Hay gran cantidad de ejemplos en el resto de animales que apoyan la hipótesis adaptativa. Las migraciones caóticas que emprenden los lemmings y que les hacen precipitarse desde los acantilados cuando su población supera sus fuentes alimenticias. O las llamadas hormigas de fuego, en las que el macho segrega todo el esperma que necesitará la hembra para el resto de su vida, antes de ser canibalizado por ella. Pero también, arañas australianas, leones, chimpancés, monos Rhesus. El suicidio y las autolesiones no son conductas exclusivamente humanas, como saben los empleados de los zoológicos. Como método para regular emociones están documentadas en primates y pacientes con trastorno borderline de personalidad. Alguien aducirá que el suicidio implica conciencia de la propia muerte, cierto sentido de la individualidad, pero me parece una descripción algo inflada. Lo fundamental es la autodestrucción.

 

Estoy leyendo un libro muy limpio y entretenido, Las mejores decisiones, editado por John Brockman, de Edge.
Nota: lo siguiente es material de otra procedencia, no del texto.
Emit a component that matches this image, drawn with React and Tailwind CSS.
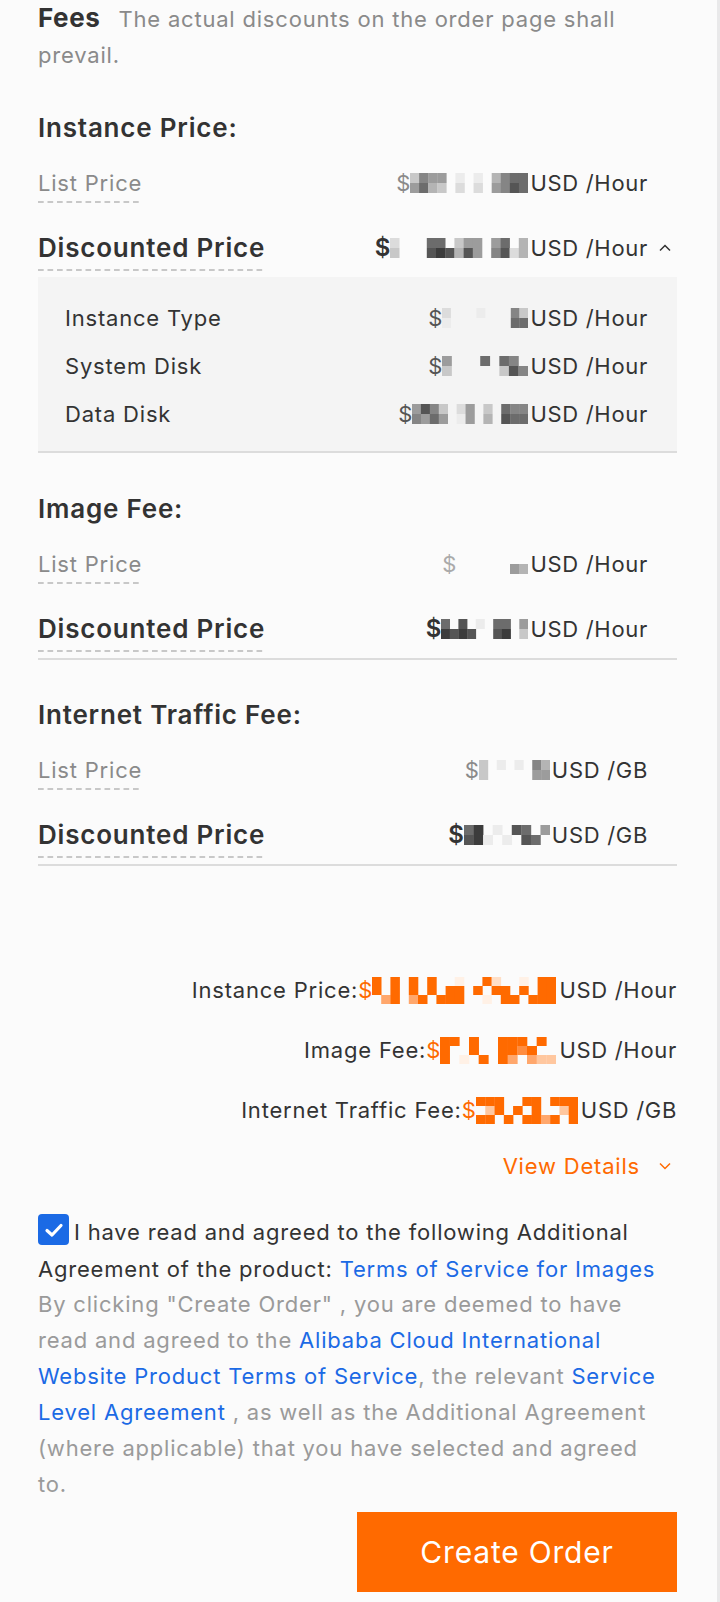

En un artículo sobre narración psicológica, Timothy D. Wilson cita a Steve Pinker cuando señala que no todo es adaptación: “el color rojo de la sangre no tiene por qué deberse a la selección natural. Pero la verdad es que es muy fácil crear una narración que explique por qué es roja. Supongamos que en los primeros mamíferos la sangre era más oscura que ahora y que se produjo una mutación que la hizo más roja y que acabó favoreciendo la supervivencia: si un animal de sangre roja sangraba había más probabilidades de que los demás lo notaran y lamieran la herida. Puesto que lamer una herida contribuye a que se cure, la sangre roja era una ventaja para la supervivencia y la selección natural la conservó. ¿Estoy en lo cierto? ¿O tiene razón Steve cuando dice que el color rojo no es una adaptación? Quién sabe. La plausibilidad de una narración no permite resolver científicamente una cuestión”. Por supuesto, la verosimilitud no es la verdad. Pero tampoco, como dice el autor más abajo, la evolución es una teoría. Somos nosotros.

 

Da muchos problemas decir que el suicidio es una adaptación, si alguna vez lo fue. ¡Como si dijéramos que es un acto de supervivencia! Conozco a algunos familiares a los que esta posibilidad ofende. La posibilidad de que sus seres queridos se considerasen una carga y acabaran soltando lastre. Pero la psicología evolutiva ha abierto una línea de investigación muy interesante donde se instalan cómodamente la soledad, el desorden mental, incluso los sentimientos de culpa de los supervivientes. No parece descabellado que algunos mecanismos psicológicos dictados por la selección natural en el pasado les hagan sentirse una carga. Como tampoco, que por debajo del dolor y la tristeza, en los familiares de vez en cuando aparezca una huella de alivio.

 

Lo dice una madre al final de ese inmenso documental, The bridge: «Ahora estoy triste, pero cuando recibí la noticia sentí un desahogo, porque él nunca más estaría decepcionado o triste».